Woke up early this morning to no electricity in the Pueblo. We are easing into the shift from dry season, November to June, to the rainy season, June to November. With the light showers that fell last night the world outside took on a fresh presence this morning. I've always loved the transitions from dry to wet, summer to fall, winter to spring.
During the 70's I lived in southwestern Colorado and worked for an outfitter part time taking people on horseback pack trips and fishing trips in the Rockies. When winter came with it's great white blanket, I was always amazed how my own back yard would transform into another world. The same area I knew so well all summer was something else beneath the blanket of snow and the stillness of the Mountain winter nights. What I thought I knew so well was actually something else with a simple change of seasons.
Today, I'm 52 years on Earth. The "me" that inhabits this body has lived many seasons and over the last few years has come fully awake to the magic and mystery of life's continuous transformation. The first 40 years I lived trying to find a comfortable spot to settle in and live happily ever after. Then I got to be such a mess that I was told I needed Rehab to get me on the right track. It took a couple months' consideration and I chose to go check myself into treatment. I really was tired of the way I felt being me, it really was that simple.
In treatment I was offered lots of information about what I was, and what I suffered from, and what I had to do to be ok. Over time, I kept doing another piece of the "what I was told" and that piece was, to take what fits and leave the rest. I left more than I took, needless to say.
As my life began to slowly but surely, shift to a new season, I became aware of a voice inside me that was not a voice of fear or Resistance or know-it-all or any of those too familiar voices that had ruled my mind and most of my life. This voice was something else. As I began to listen and sometimes follow this voice, I realized the voice knew me better than I knew myself. When I'd go with the voice, my life moved into a sweeter place, not always immediately, but always as a result of my listening and going with the feeling and guidance of that voice.
That voice told me to listen to the woman who became my second wife and still does by the way. That voice whispered that if I'd take the chance and go on a journey to Mexico in 2002, (a journey I was on the fence about) that I'd find something I'd been missing. So I went and found Teotihuacan and my doorway to our Divinity.
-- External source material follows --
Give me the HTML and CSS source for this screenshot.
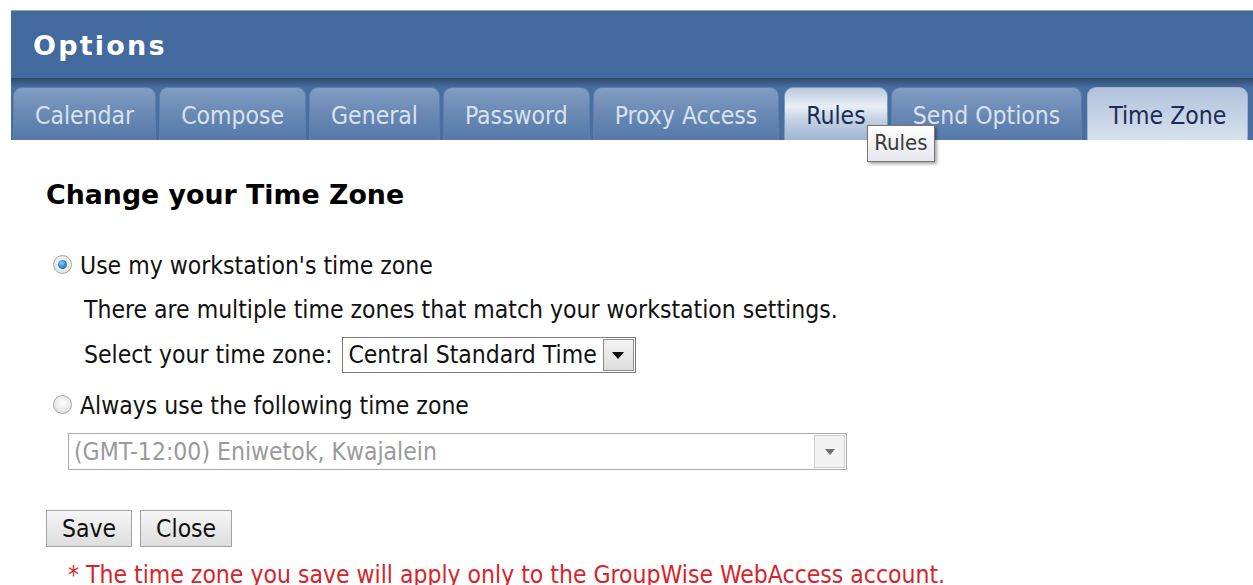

As I've lived with this voice as my guide, the voice has morphed into a feeling as well as a voice.
Over the years aspects of myself have awakened that, for the first 40 years I'd lost all connection to. I'd lived a whole lifetime disconnected from at least half of my gifts as a human. Why all that happened is not very important now, so I'll just say that disconnection was an inheritance that nobody realized was being passed from generation to generation. I had simply inherited my share.
Living my reconnection is what is important now and that has brought me full circle from believing and living with the belief that I could only be good enough if and when I lived up to all the expectations of the world. This old belief system was a powerful aspect of a lot of the recovery world that I was participating in as well. I was only as successful as I was compliant with the rules. I hated that. It was so easy for me to feel like a piece of crap and I wanted so badly to feel like I was just ok.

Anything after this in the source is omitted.